Financial software and services house Sherwood Computer Services Plc is continuing to grow its empire via selective acquisition (CI No 2,004), and has also set up a joint venture company to help it on its way. The Gloucester-based firm has bought London-based Tower Hill Services Ltd for UKP300,000 in cash (CI No 2,112). The company was formerly a subsidiary of the English & American Group Plc and has net assets of UKP1.1m. According to Sherwood chief executive George Matthews, English & American ceased its underwriting activities to focus on core activities. Tower Hill, therefore, had become superfluous, the group was no longer investing in it, and this led to it making UKP160,000 losses for the year to December 31, on turnover of UKP2.6m. Although it made a ‘reasonable’ profit this year, the subsidiary still hadn’t managed to make any new sales, Matthews said. The company provides IBM Corp mainframe and personal computer software as well as programming and consultancy services to the insurance market, both in the UK and overseas. Its main markets, however, are LLoyd’s of London and the London insurance world in general, and its main offerings comprise treasury and cash management software, general ledger, excess-of-loss reinsurance recovery applications, and Explorig, a niche personal computer product to help underwriters explore the risk factor in on- and off-shore oil exploration.
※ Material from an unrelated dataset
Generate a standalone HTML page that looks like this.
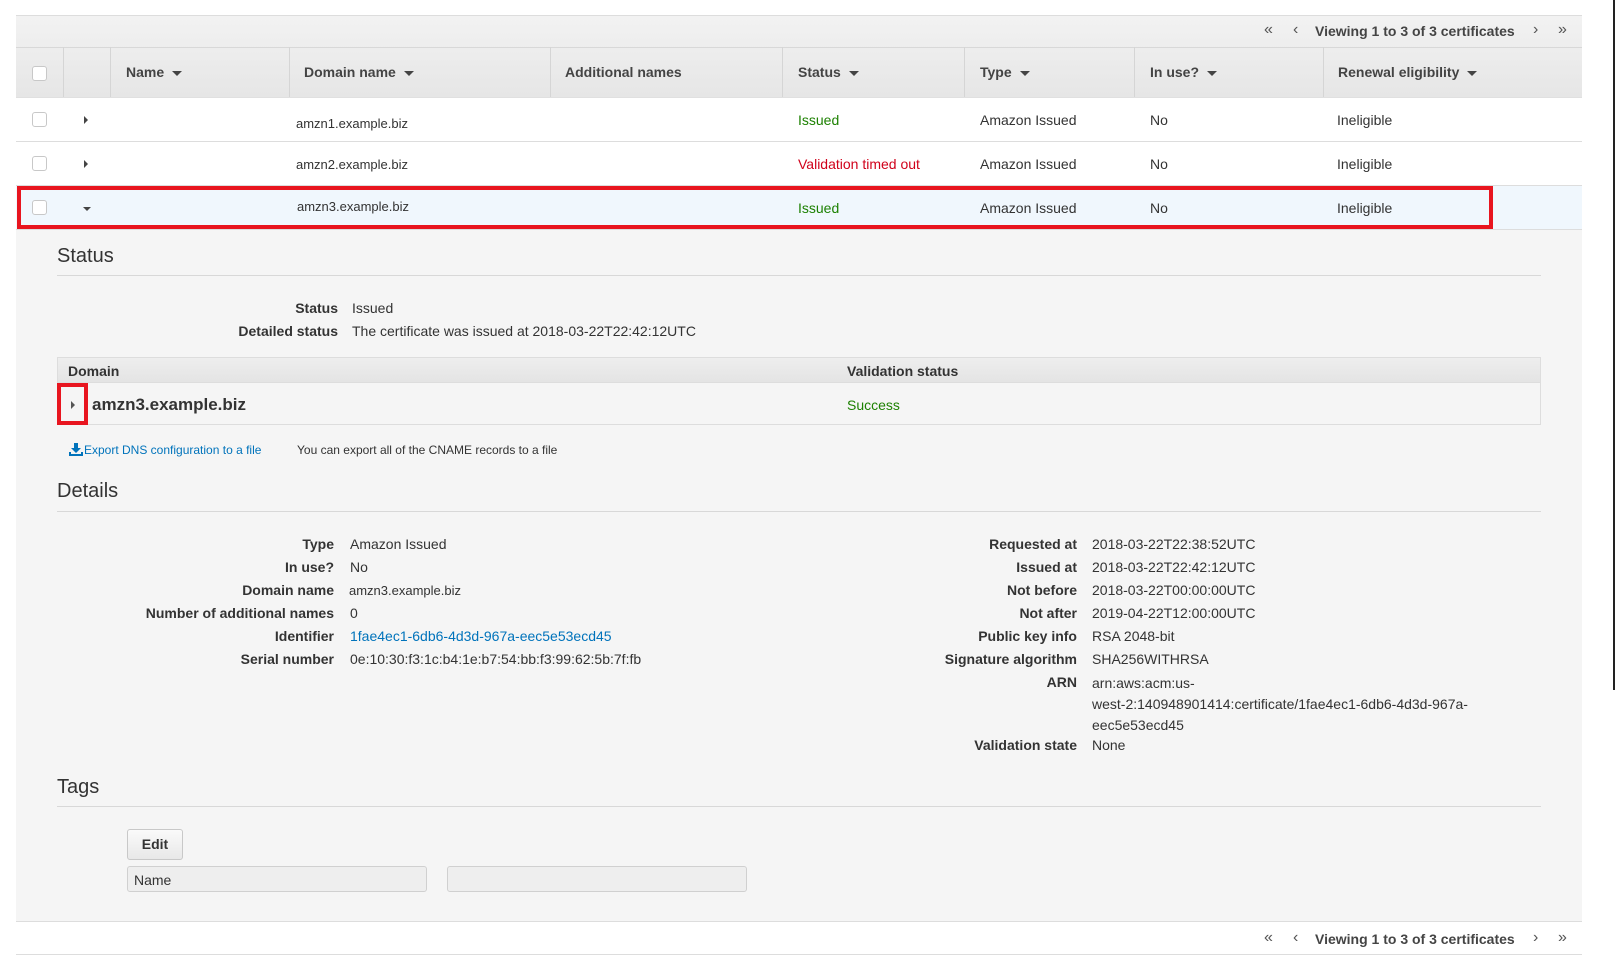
<!DOCTYPE html>
<html><head><meta charset="utf-8"><style>
*{box-sizing:border-box;margin:0;padding:0}
body{width:1617px;height:961px;background:#fff;font-family:"Liberation Sans",Arial,sans-serif;font-size:14px;color:#333;position:relative;overflow:hidden}
.a{position:absolute;white-space:nowrap}
.b{font-weight:bold}
.cb{position:absolute;width:15px;height:15px;border:1px solid #c8c8c8;border-radius:3px;background:#fff}
.hd{font-weight:bold;color:#444}
.car{display:inline-block;width:0;height:0;border-left:5px solid transparent;border-right:5px solid transparent;border-top:5px solid #444;margin-left:8px;vertical-align:middle}
.vl{position:absolute;top:47px;height:50px;width:1px;background:#d5d5d5}
.hl{position:absolute;height:1px;background:#ddd}
.green{color:#1d8102}.red{color:#d0021b}.link{color:#0073bb}
.lab{position:absolute;text-align:right;font-weight:bold;color:#333;white-space:nowrap}
.h2{position:absolute;font-size:20px;color:#333}
.pg{position:absolute;color:#555;font-size:16px}
</style></head><body>
<div class="hl" style="left:16px;top:15px;width:1566px;background:#ddd"></div>
<div class="a" style="left:16px;top:16px;width:1566px;height:81px;background:linear-gradient(#f2f2f2,#e6e6e6)"></div>
<div class="hl" style="left:16px;top:47px;width:1566px;background:#d8d8d8"></div>
<div class="pg" style="left:1264px;top:21px">«</div><div class="pg" style="left:1293px;top:21px">‹</div>
<div class="a b" style="left:1315px;top:23px;color:#444">Viewing 1 to 3 of 3 certificates</div>
<div class="pg" style="left:1533px;top:21px">›</div><div class="pg" style="left:1558px;top:21px">»</div>
<div class="vl" style="left:63px"></div><div class="vl" style="left:110px"></div><div class="vl" style="left:289px"></div><div class="vl" style="left:550px"></div><div class="vl" style="left:782px"></div><div class="vl" style="left:964px"></div><div class="vl" style="left:1134px"></div><div class="vl" style="left:1323px"></div>
<div class="cb" style="left:32px;top:66px"></div>
<div class="a hd" style="left:126px;top:64px">Name<span class="car"></span></div>
<div class="a hd" style="left:304px;top:64px">Domain name<span class="car"></span></div>
<div class="a hd" style="left:565px;top:64px">Additional names</div>
<div class="a hd" style="left:798px;top:64px">Status<span class="car"></span></div>
<div class="a hd" style="left:980px;top:64px">Type<span class="car"></span></div>
<div class="a hd" style="left:1150px;top:64px">In use?<span class="car"></span></div>
<div class="a hd" style="left:1338px;top:64px">Renewal eligibility<span class="car"></span></div>
<div class="hl" style="left:16px;top:97px;width:1566px;background:#e0e0e0"></div>
<div class="hl" style="left:16px;top:141px;width:1566px"></div>
<div class="hl" style="left:16px;top:185px;width:1566px"></div>
<div class="a" style="left:16px;top:186px;width:1566px;height:43px;background:#f0f7fd"></div>
<div class="hl" style="left:16px;top:229px;width:1566px"></div>
<div class="cb" style="left:32px;top:112px"></div><div class="a" style="left:84px;top:116px;border-top:4px solid transparent;border-bottom:4px solid transparent;border-left:4px solid #444"></div>
<div class="a" style="left:296px;top:116px;font-size:13px">amzn1.example.biz</div><div class="a green" style="left:798px;top:112px">Issued</div><div class="a" style="left:980px;top:112px">Amazon Issued</div><div class="a" style="left:1150px;top:112px">No</div><div class="a" style="left:1337px;top:112px">Ineligible</div>
<div class="cb" style="left:32px;top:156px"></div><div class="a" style="left:84px;top:160px;border-top:4px solid transparent;border-bottom:4px solid transparent;border-left:4px solid #444"></div>
<div class="a" style="left:296px;top:157px;font-size:13px">amzn2.example.biz</div><div class="a red" style="left:798px;top:156px">Validation timed out</div><div class="a" style="left:980px;top:156px">Amazon Issued</div><div class="a" style="left:1150px;top:156px">No</div><div class="a" style="left:1337px;top:156px">Ineligible</div>
<div class="cb" style="left:32px;top:200px"></div><div class="a" style="left:83px;top:207px;border-left:4px solid transparent;border-right:4px solid transparent;border-top:4px solid #444"></div>
<div class="a" style="left:297px;top:199px;font-size:13px">amzn3.example.biz</div><div class="a green" style="left:798px;top:200px">Issued</div><div class="a" style="left:980px;top:200px">Amazon Issued</div><div class="a" style="left:1150px;top:200px">No</div><div class="a" style="left:1337px;top:200px">Ineligible</div>
<div class="a" style="left:17px;top:186px;width:1476px;height:43px;border:4px solid #e8151f"></div>
<div class="a" style="left:16px;top:230px;width:1566px;height:691px;background:#f5f5f5"></div>
<div class="hl" style="left:16px;top:921px;width:1566px"></div>
<div class="h2" style="left:57px;top:245px">Status</div>
<div class="hl" style="left:57px;top:275px;width:1484px;background:#d8d8d8"></div>
<div class="lab" style="right:1279px;top:300px">Status</div><div class="a" style="left:352px;top:300px">Issued</div>
<div class="lab" style="right:1279px;top:323px">Detailed status</div><div class="a" style="left:352px;top:323px">The certificate was issued at 2018-03-22T22:42:12UTC</div>
<div class="a" style="left:57px;top:357px;width:1484px;height:68px;border:1px solid #ddd;background:#f5f5f5"></div>
<div class="a" style="left:58px;top:358px;width:1482px;height:25px;background:linear-gradient(#eee,#e4e4e4);border-bottom:1px solid #ddd"></div>
<div class="a b" style="left:68px;top:363px">Domain</div><div class="a b" style="left:847px;top:363px">Validation status</div>
<div class="a" style="left:71px;top:401px;border-top:4px solid transparent;border-bottom:4px solid transparent;border-left:4px solid #555"></div>
<div class="a b" style="left:92px;top:395px;font-size:17px">amzn3.example.biz</div>
<div class="a green" style="left:847px;top:397px">Success</div>
<div class="a" style="left:57px;top:383px;width:31px;height:42px;border:4px solid #e8151f"></div>
<svg class="a" style="left:69px;top:443px" width="14" height="13" viewBox="0 0 14 13"><path d="M5 0h4v5h3l-5 5-5-5h3z" fill="#0073bb"/><path d="M0 9v4h14V9h-2v2H2V9z" fill="#0073bb"/></svg>
<div class="a link" style="left:84px;top:443px;font-size:12px">Export DNS configuration to a file</div>
<div class="a" style="left:297px;top:443px;font-size:12px">You can export all of the CNAME records to a file</div>
<div class="h2" style="left:57px;top:480px">Details</div>
<div class="hl" style="left:57px;top:511px;width:1484px;background:#d8d8d8"></div>
<div class="lab" style="right:1283px;top:536px">Type</div><div class="a" style="left:350px;top:536px">Amazon Issued</div>
<div class="lab" style="right:1283px;top:559px">In use?</div><div class="a" style="left:350px;top:559px">No</div>
<div class="lab" style="right:1283px;top:582px">Domain name</div><div class="a" style="left:349px;top:583px;font-size:13px">amzn3.example.biz</div>
<div class="lab" style="right:1283px;top:605px">Number of additional names</div><div class="a" style="left:350px;top:605px">0</div>
<div class="lab" style="right:1283px;top:628px">Identifier</div><div class="a link" style="left:350px;top:628px">1fae4ec1-6db6-4d3d-967a-eec5e53ecd45</div>
<div class="lab" style="right:1283px;top:651px">Serial number</div><div class="a" style="left:350px;top:651px">0e:10:30:f3:1c:b4:1e:b7:54:bb:f3:99:62:5b:7f:fb</div>
<div class="lab" style="right:540px;top:536px">Requested at</div><div class="a" style="left:1092px;top:536px">2018-03-22T22:38:52UTC</div>
<div class="lab" style="right:540px;top:559px">Issued at</div><div class="a" style="left:1092px;top:559px">2018-03-22T22:42:12UTC</div>
<div class="lab" style="right:540px;top:582px">Not before</div><div class="a" style="left:1092px;top:582px">2018-03-22T00:00:00UTC</div>
<div class="lab" style="right:540px;top:605px">Not after</div><div class="a" style="left:1092px;top:605px">2019-04-22T12:00:00UTC</div>
<div class="lab" style="right:540px;top:628px">Public key info</div><div class="a" style="left:1092px;top:628px">RSA 2048-bit</div>
<div class="lab" style="right:540px;top:651px">Signature algorithm</div><div class="a" style="left:1092px;top:651px">SHA256WITHRSA</div>
<div class="lab" style="right:540px;top:674px">ARN</div>
<div class="a" style="left:1092px;top:673px;line-height:21px">arn:aws:acm:us-<br>west-2:140948901414:certificate/1fae4ec1-6db6-4d3d-967a-<br>eec5e53ecd45</div>
<div class="lab" style="right:540px;top:737px">Validation state</div><div class="a" style="left:1092px;top:737px">None</div>
<div class="h2" style="left:57px;top:776px">Tags</div>
<div class="hl" style="left:57px;top:806px;width:1484px;background:#d8d8d8"></div>
<div class="a b" style="left:127px;top:829px;width:56px;height:31px;border:1px solid #c8c8c8;border-radius:3px;background:linear-gradient(#fafafa,#e8e8e8);text-align:center;line-height:29px">Edit</div>
<div class="a" style="left:127px;top:866px;width:300px;height:26px;border:1px solid #d0d0d0;border-radius:3px;background:#eee;padding:5px 6px">Name</div>
<div class="a" style="left:447px;top:866px;width:300px;height:26px;border:1px solid #d0d0d0;border-radius:3px;background:#eee"></div>
<div class="hl" style="left:16px;top:954px;width:1566px"></div>
<div class="pg" style="left:1264px;top:929px">«</div><div class="pg" style="left:1293px;top:929px">‹</div>
<div class="a b" style="left:1315px;top:931px;color:#444">Viewing 1 to 3 of 3 certificates</div>
<div class="pg" style="left:1533px;top:929px">›</div><div class="pg" style="left:1558px;top:929px">»</div>
<div class="a" style="left:1613px;top:0;width:2px;height:690px;background:#222"></div>
</body></html>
Matthews said that the new product range was complementary to Sherwood’s own, and would increase its share of the insurance companies market. While Tower Hill would benefit from economies of scale and investment, Sherwood will gain new skills, a customer base of between 20 and 30 and access to a more international market. Up till now, the company has had no IBM mainframe software offerings, having specialised in Unix. None of Tower Hill’s 30 staff will lose their jobs and managing director Keith Earthrowl will take a seat on the Sherwood board.

Palace

The group has also set up a joint venture company, Sherwood International Ltd, with software developer, Beta Computers (Europe) Ltd to acquire the rights to Beta’s Palace. Sherwood acquired its equity by placing new shares for cash. This amounted to UKP225,000 and the firm holds the controlling 51% stake because, according to Matthews, ‘We wanted to be masters of our own destiny’. The joint venture has total net assets of UKP500,000, with the rest coming from Palace. Sherwood International was set up, he said, because Beta wasn’t keen on selling the product outright, believing it to have massive market potential. Also, he said, the product is highly technical and so the group needed Beta’s know-how to implement and support it, while Sherwood’s staff gain technical expertise. Palace has to be customised to meet the needs of individiual life insurance companies, he added – it is too complicated simply to take and install. As a result, Sherwood will be looking to sell various services on the back of it, such as consultancy. It will also put its marketing muscle behind the project. The group is also developing a pensions module to broaden the product’s appeal in the general insurance market. Palace, for pensions and life administration computing environment, is based on Informix Corp’s database. It runs under Unix and provides fast control of high volume data, accurate management reporting, work-flow management, performance analysis, forward planning and historical tracking of transactions. Matthews sees prospects in European and other international markets.